MLA MATTERS—7th edition

MLA (Modern Language Association) uses an author-page citation format. You will cite the following information as you write:

  1. direct quotation (short vs. block—4+ typed lines of text)
  2. statistical data
  3. charts, graphs, tables
  4. any information taken from a source not considered common knowledge—theories, judgments, opinions, personal explanations; ‘facts’ open to dispute; information gathered by (small) number of researchers.

#4 is the potentially confusing item; paraphrased information generally comes under this heading.  If you have to refer to your source or your source notes as you write information in your own words, you will most likely need to cite this source in your paper or project.

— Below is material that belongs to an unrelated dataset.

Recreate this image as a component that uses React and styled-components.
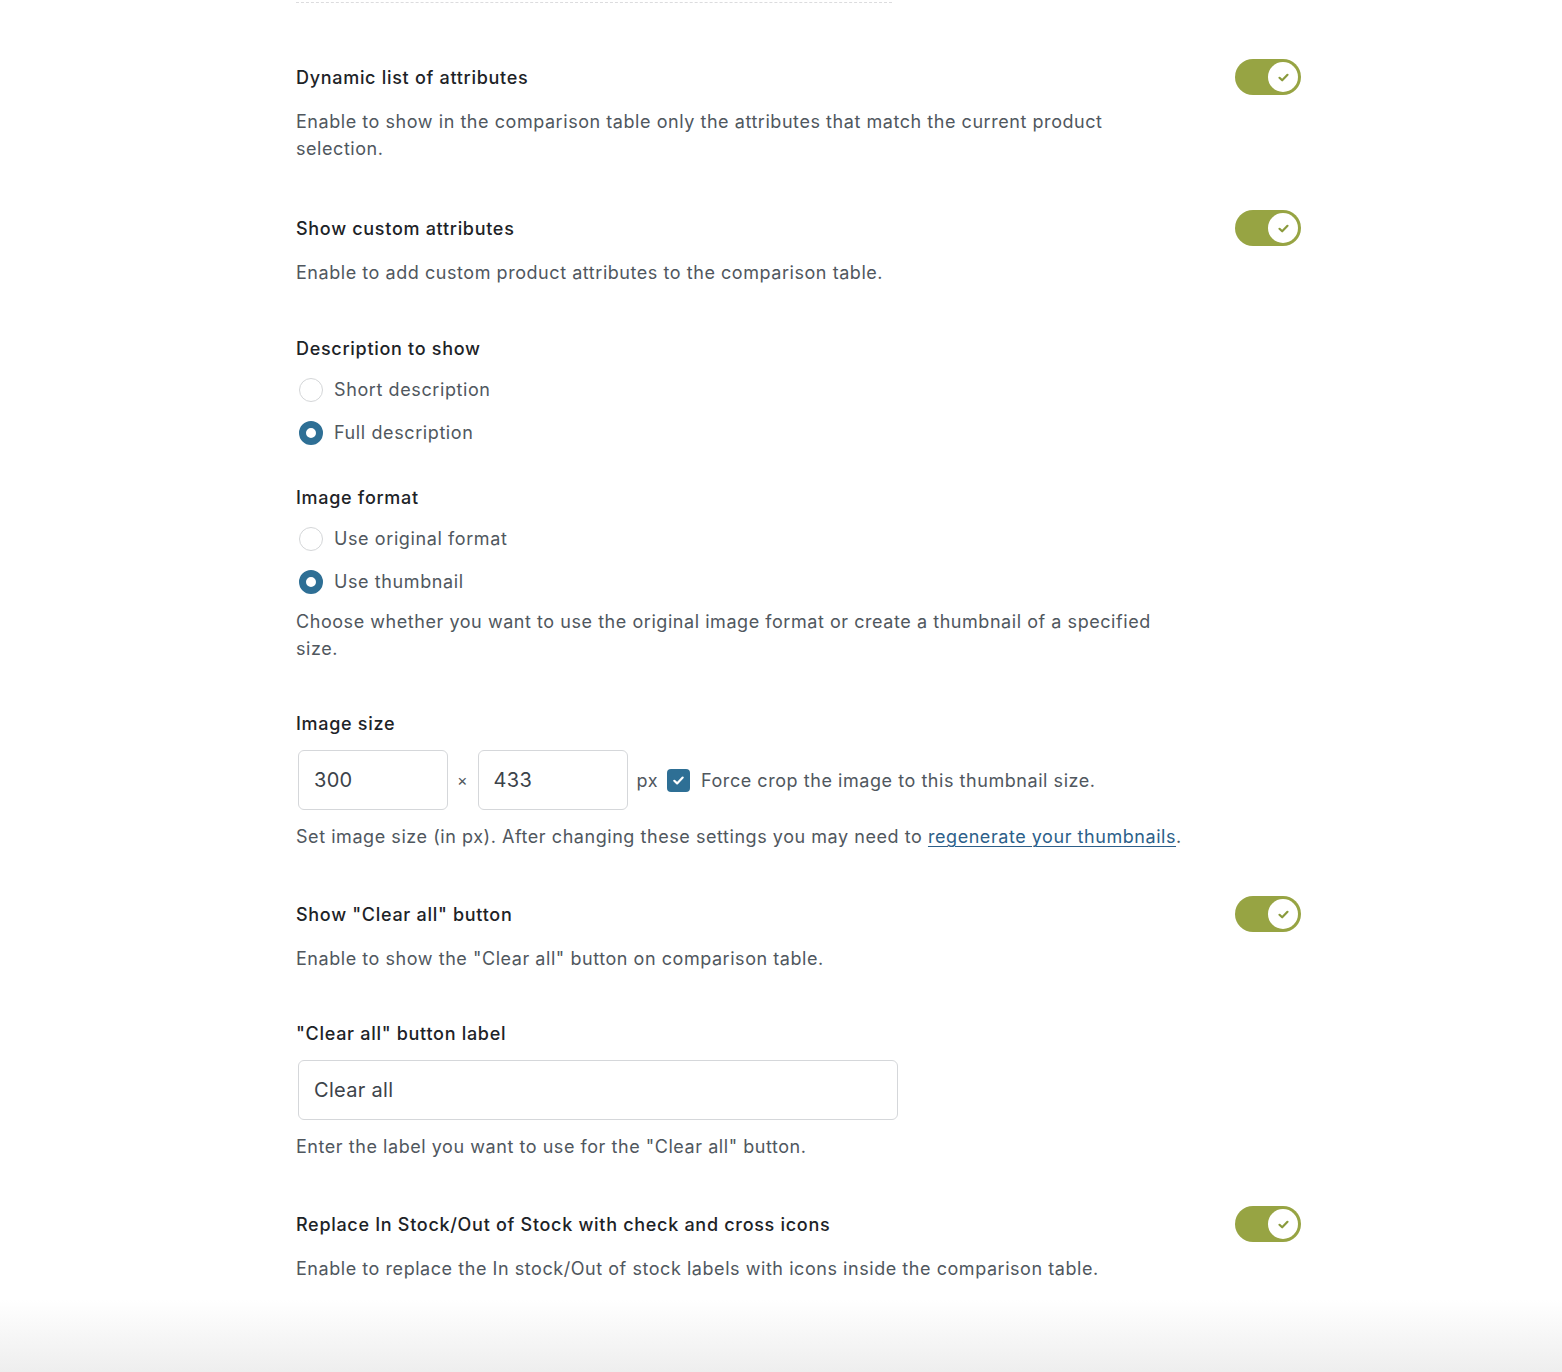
import React from "react";
import styled, { createGlobalStyle } from "styled-components";

const Global = createGlobalStyle`
  html, body { margin: 0; padding: 0; background: #fff; }
  body {
    font-family: Inter, "Noto Sans", sans-serif;
    -webkit-font-smoothing: antialiased;
  }
`;

const Page = styled.div`
  position: relative;
  min-height: 1372px;
  background: linear-gradient(to bottom, #fff 0, #fff 1300px, #eeeeee 1372px);
  box-sizing: border-box;
  padding: 0 261px 0 296px;
`;

const TopRule = styled.div`
  width: 596px;
  height: 2px;
  border-bottom: 1px dashed #dcdcde;
  margin-bottom: 56px;
`;

const Settings = styled.div`
  width: 1005px;
  display: flex;
  flex-direction: column;
`;

const Section = styled.section`
  display: flex;
  flex-direction: column;
  gap: 13px;
  margin-bottom: ${(p) => (p.$spacing ?? 48)}px;
`;

const Header = styled.div`
  display: flex;
  align-items: center;
  justify-content: space-between;
  min-height: ${(p) => (p.$toggle ? 36 : 27)}px;
`;

const Title = styled.h3`
  margin: 0;
  font-size: 18px;
  line-height: 27px;
  font-weight: 500;
  color: #1d2327;
  letter-spacing: 0.7px;
`;

const Help = styled.p`
  margin: 0;
  max-width: 893px;
  font-size: 18px;
  line-height: 27px;
  font-weight: 400;
  color: #50575e;
  letter-spacing: 0.55px;
`;

const Link = styled.a`
  color: #2c5f8a;
  text-decoration: underline;
  text-underline-offset: 3px;
  text-decoration-thickness: 1px;
`;

const ToggleTrack = styled.div`
  width: 66px;
  height: 36px;
  border-radius: 18px;
  background: #97a443;
  display: flex;
  align-items: center;
  justify-content: flex-end;
  padding: 3px;
  box-sizing: border-box;
`;

const ToggleKnob = styled.div`
  width: 30px;
  height: 30px;
  border-radius: 50%;
  background: #fff;
  display: flex;
  align-items: center;
  justify-content: center;
`;

const Toggle = () => (
  <ToggleTrack>
    <ToggleKnob>
      <svg width="13" height="13" viewBox="0 0 13 13">
        <path d="M2.5 6.8 L5.2 9.3 L10.5 3.8" fill="none" stroke="#8a9a3c" strokeWidth="2.2" strokeLinecap="round" strokeLinejoin="round" />
      </svg>
    </ToggleKnob>
  </ToggleTrack>
);

const RadioList = styled.div`
  display: flex;
  flex-direction: column;
  gap: 16px;
  margin-top: 1px;
`;

const RadioRow = styled.label`
  display: flex;
  align-items: center;
  gap: 11px;
  padding-left: 3px;
  font-size: 18px;
  line-height: 27px;
  color: #50575e;
  letter-spacing: 0.6px;
`;

const RadioDot = styled.span`
  width: 24px;
  height: 24px;
  border-radius: 50%;
  box-sizing: border-box;
  border: ${(p) => (p.$checked ? "7px solid #2e6f95" : "1px solid #d4d6d8")};
  background: #fff;
  flex: none;
`;

const Radio = ({ checked, children }) => (
  <RadioRow>
    <RadioDot $checked={checked} />
    {children}
  </RadioRow>
);

const SizeRow = styled.div`
  display: flex;
  align-items: center;
  padding-left: 2px;
  font-size: 18px;
  color: #50575e;
`;

const TextBox = styled.div`
  width: ${(p) => p.$w}px;
  height: 60px;
  box-sizing: border-box;
  border: 1px solid #d5d7da;
  border-radius: 6px;
  display: flex;
  align-items: center;
  padding-left: 15px;
  font-size: 20px;
  letter-spacing: 0.3px;
  color: #3c434a;
  background: #fff;
`;

const Times = styled.span`
  margin: 0 10px 0 9px;
  font-size: 16px;
  color: #50575e;
`;

const Px = styled.span`
  margin-left: 9px;
  font-size: 18px;
  letter-spacing: 0.5px;
  color: #50575e;
`;

const CheckBox = styled.span`
  width: 23px;
  height: 23px;
  margin: 0 11px 0 9px;
  border-radius: 4px;
  background: #2e6f95;
  display: flex;
  align-items: center;
  justify-content: center;
`;

const CheckLabel = styled.span`
  font-size: 18px;
  color: #50575e;
  letter-spacing: 0.55px;
`;

export default function App() {
  return (
    <>
      <Global />
      <Page>
        <TopRule />
        <Settings>
          <Section>
            <Header $toggle>
              <Title>Dynamic list of attributes</Title>
              <Toggle />
            </Header>
            <Help>
              Enable to show in the comparison table only the attributes that match the current product selection.
            </Help>
          </Section>

          <Section $spacing={49}>
            <Header $toggle>
              <Title>Show custom attributes</Title>
              <Toggle />
            </Header>
            <Help>Enable to add custom product attributes to the comparison table.</Help>
          </Section>

          <Section $spacing={38}>
            <Header>
              <Title>Description to show</Title>
            </Header>
            <RadioList>
              <Radio>Short description</Radio>
              <Radio checked>Full description</Radio>
            </RadioList>
          </Section>

          <Section>
            <Header>
              <Title>Image format</Title>
            </Header>
            <RadioList>
              <Radio>Use original format</Radio>
              <Radio checked>Use thumbnail</Radio>
            </RadioList>
            <Help>
              Choose whether you want to use the original image format or create a thumbnail of a specified size.
            </Help>
          </Section>

          <Section $spacing={46}>
            <Header>
              <Title>Image size</Title>
            </Header>
            <SizeRow>
              <TextBox $w={150}>300</TextBox>
              <Times>×</Times>
              <TextBox $w={150}>433</TextBox>
              <Px>px</Px>
              <CheckBox>
                <svg width="13" height="13" viewBox="0 0 13 13">
                  <path d="M2.3 6.8 L5.1 9.4 L10.7 3.6" fill="none" stroke="#fff" strokeWidth="2.2" strokeLinecap="round" strokeLinejoin="round" />
                </svg>
              </CheckBox>
              <CheckLabel>Force crop the image to this thumbnail size.</CheckLabel>
            </SizeRow>
            <Help>
              Set image size (in px). After changing these settings you may need to{" "}
              <Link href="#">regenerate your thumbnails</Link>.
            </Help>
          </Section>

          <Section>
            <Header $toggle>
              <Title>Show "Clear all" button</Title>
              <Toggle />
            </Header>
            <Help>Enable to show the "Clear all" button on comparison table.</Help>
          </Section>

          <Section $spacing={46}>
            <Header>
              <Title>"Clear all" button label</Title>
            </Header>
            <SizeRow>
              <TextBox $w={600}>Clear all</TextBox>
            </SizeRow>
            <Help>Enter the label you want to use for the "Clear all" button.</Help>
          </Section>

          <Section $spacing={0}>
            <Header $toggle>
              <Title>Replace In Stock/Out of Stock with check and cross icons</Title>
              <Toggle />
            </Header>
            <Help>Enable to replace the In stock/Out of stock labels with icons inside the comparison table.</Help>
          </Section>
        </Settings>
      </Page>
    </>
  );
}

Parenthetical citation points the reader to the full reference in the ‘Works Cited’ page.  Within the text they need to be both clear and concise; the reader should never have to guess which source is referred to or how to locate the source on the ‘Works Cited’ list.

Sample Citations

Author identified textually

Abrams distinguishes between the formal and the informal essay, stating that in the latter the author “writes in a relaxed, self-revelatory, and sometimes whimsical fashion” (82).

Author not identified textually

The author of the formal essay “writes as an authority, … and expounds the subject in an orderly way (Abrams 82).

Both of the above citations will lead me to the ‘Works Cited’ page and the full reference

Abrams, M. H. A Glossary of Literary Terms.  7th ed.  Boston:  Heinle, 1999.  Print.

[Notes about entries.  If the entry goes onto a second line, indent five spaces (tab once) for the rest of the entry.  Keep the same spacing for entries that you have used in the rest of your paper, and do not place an extra space between entries.

The publisher is Heinle & Heinle; condense publisher names whenever possible (See pp. 248-9 for common abbreviated forms).

In typewriter days the convention was to leave one space after a comma or semi-colon and two spaces after a period, colon, question mark, or exclamation. The word-processing era has relaxed that convention.  The MLA—7th Edition encourages the continued use of a double space after ending punctuation marks “unless an instructor requests that you do otherwise” (78) and a single space after internal punctuation—comma, semi-colon, colon.

The current edition also insists that the writer indicate whether the source is print, web, or other media (e.g.. television).

*    *    *

Chapter 6 focuses on in-text citation and offers a format for citing works without an identified author—using a key word from the title which will lead easily to the ‘Works Cited’ pages is the usual way. The author-page format is used for both print and electronic sources.  For material that is not paginated—websites, e-mail, lectures, television programs, personal interviews—your text needs to include the relevant information that will direct readers to your source.


In a recent interview, John George, Director of Operations for Tydfil Corporation, highlighted the continuing troubles with “difficult employees.”

Tydfil Corporation has suffered in recent years because of the actions of “difficult employees” (George).

The CBS Reports broadcast of “Harvest of Shame” brought to light the desperate plight of migrant farm workers in the United States.